Goal>
Do not include the pictures; repeat the rest of the data exactly.

Supplied material>
####
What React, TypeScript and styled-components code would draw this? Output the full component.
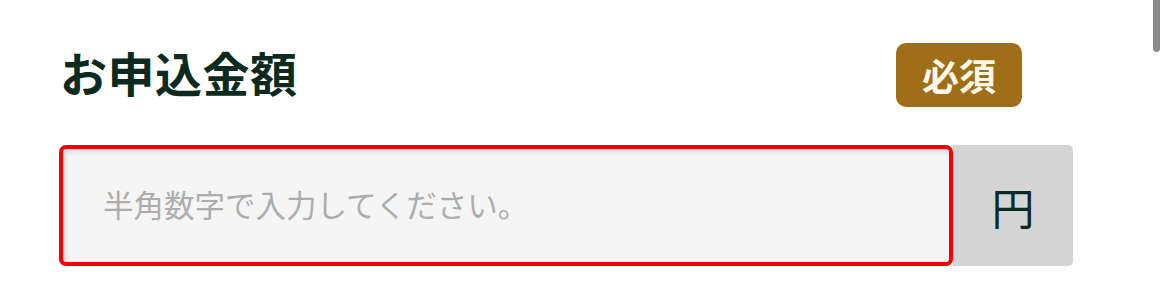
import React from 'react';
import styled, { createGlobalStyle } from 'styled-components';

const GlobalStyle = createGlobalStyle`
  html, body {
    margin: 0;
    padding: 0;
    background: #ffffff;
    font-family: "Noto Sans CJK JP", "Noto Sans", sans-serif;
    overflow: hidden;
  }
`;

const App = () => {
  return (
    <Page>
      <GlobalStyle />
      <FormField>
        <FieldHeader>
          <FieldLabel>お申込金額</FieldLabel>
          <RequiredBadge>必須</RequiredBadge>
        </FieldHeader>
        <InputGroup>
          <InputWrap $error>
            <AmountInput type="text" inputMode="numeric" placeholder="半角数字で入力してください。" />
          </InputWrap>
          <Unit>円</Unit>
        </InputGroup>
      </FormField>
      <ScrollThumb />
    </Page>
  );
};

const Page = styled.div`
  position: relative;
  width: 1170px;
  height: 300px;
  box-sizing: border-box;
  padding: 43px 0 0 59px;
`;

const FormField = styled.div`
  display: flex;
  flex-direction: column;
  gap: 38px;
  width: 1014px;
`;

const FieldHeader = styled.div`
  display: flex;
  flex-direction: row;
  align-items: center;
  justify-content: space-between;
  padding: 0 51px 0 1px;
  height: 64px;
`;

const FieldLabel = styled.h2`
  margin: 0 0 8px;
  font-size: 47px;
  line-height: 1;
  font-weight: 700;
  color: #0d2a1e;
  letter-spacing: 0.01em;
`;

const RequiredBadge = styled.span`
  display: flex;
  align-items: center;
  justify-content: center;
  width: 126px;
  height: 64px;
  border-radius: 10px;
  background: #9e6e18;
  color: #fff8e8;
  font-size: 37px;
  font-weight: 700;
  line-height: 1;
`;

const InputGroup = styled.div`
  display: flex;
  flex-direction: row;
  align-items: stretch;
  height: 121px;
`;

const InputWrap = styled.div<{ $error?: boolean }>`
  flex: 1;
  display: flex;
  box-sizing: border-box;
  border: 4px solid ${({ $error }) => ($error ? '#f20000' : '#cccccc')};
  border-radius: 7px;
  background: #f5f5f5;
  box-shadow: inset 3px 3px 5px rgba(0, 0, 0, 0.1);
  overflow: hidden;
`;

const AmountInput = styled.input`
  flex: 1;
  border: none;
  outline: none;
  background: transparent;
  padding: 0 0 4px 40px;
  font-family: "Noto Sans CJK JP", "Noto Sans", sans-serif;
  font-size: 30.5px;
  color: #333333;

  &::placeholder {
    color: #adadad;
  }
`;

const Unit = styled.div`
  display: flex;
  align-items: center;
  justify-content: center;
  width: 120px;
  background: #d4d4d4;
  border-radius: 0 5px 5px 0;
  font-size: 43px;
  font-weight: 400;
  color: #0d2a1e;
`;

const ScrollThumb = styled.div`
  position: absolute;
  top: -6px;
  right: 10px;
  width: 7px;
  height: 58px;
  border-radius: 4px;
  background: #8a8a8a;
`;

export default App;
####
Right answer>
What React, TypeScript and styled-components code would draw this? Output the full component.
import React from 'react';
import styled, { createGlobalStyle } from 'styled-components';

const GlobalStyle = createGlobalStyle`
  html, body {
    margin: 0;
    padding: 0;
    background: #ffffff;
    font-family: "Noto Sans CJK JP", "Noto Sans", sans-serif;
    overflow: hidden;
  }
`;

const App = () => {
  return (
    <Page>
      <GlobalStyle />
      <FormField>
        <FieldHeader>
          <FieldLabel>お申込金額</FieldLabel>
          <RequiredBadge>必須</RequiredBadge>
        </FieldHeader>
        <InputGroup>
          <InputWrap $error>
            <AmountInput type="text" inputMode="numeric" placeholder="半角数字で入力してください。" />
          </InputWrap>
          <Unit>円</Unit>
        </InputGroup>
      </FormField>
      <ScrollThumb />
    </Page>
  );
};

const Page = styled.div`
  position: relative;
  width: 1170px;
  height: 300px;
  box-sizing: border-box;
  padding: 43px 0 0 59px;
`;

const FormField = styled.div`
  display: flex;
  flex-direction: column;
  gap: 38px;
  width: 1014px;
`;

const FieldHeader = styled.div`
  display: flex;
  flex-direction: row;
  align-items: center;
  justify-content: space-between;
  padding: 0 51px 0 1px;
  height: 64px;
`;

const FieldLabel = styled.h2`
  margin: 0 0 8px;
  font-size: 47px;
  line-height: 1;
  font-weight: 700;
  color: #0d2a1e;
  letter-spacing: 0.01em;
`;

const RequiredBadge = styled.span`
  display: flex;
  align-items: center;
  justify-content: center;
  width: 126px;
  height: 64px;
  border-radius: 10px;
  background: #9e6e18;
  color: #fff8e8;
  font-size: 37px;
  font-weight: 700;
  line-height: 1;
`;

const InputGroup = styled.div`
  display: flex;
  flex-direction: row;
  align-items: stretch;
  height: 121px;
`;

const InputWrap = styled.div<{ $error?: boolean }>`
  flex: 1;
  display: flex;
  box-sizing: border-box;
  border: 4px solid ${({ $error }) => ($error ? '#f20000' : '#cccccc')};
  border-radius: 7px;
  background: #f5f5f5;
  box-shadow: inset 3px 3px 5px rgba(0, 0, 0, 0.1);
  overflow: hidden;
`;

const AmountInput = styled.input`
  flex: 1;
  border: none;
  outline: none;
  background: transparent;
  padding: 0 0 4px 40px;
  font-family: "Noto Sans CJK JP", "Noto Sans", sans-serif;
  font-size: 30.5px;
  color: #333333;

  &::placeholder {
    color: #adadad;
  }
`;

const Unit = styled.div`
  display: flex;
  align-items: center;
  justify-content: center;
  width: 120px;
  background: #d4d4d4;
  border-radius: 0 5px 5px 0;
  font-size: 43px;
  font-weight: 400;
  color: #0d2a1e;
`;

const ScrollThumb = styled.div`
  position: absolute;
  top: -6px;
  right: 10px;
  width: 7px;
  height: 58px;
  border-radius: 4px;
  background: #8a8a8a;
`;

export default App;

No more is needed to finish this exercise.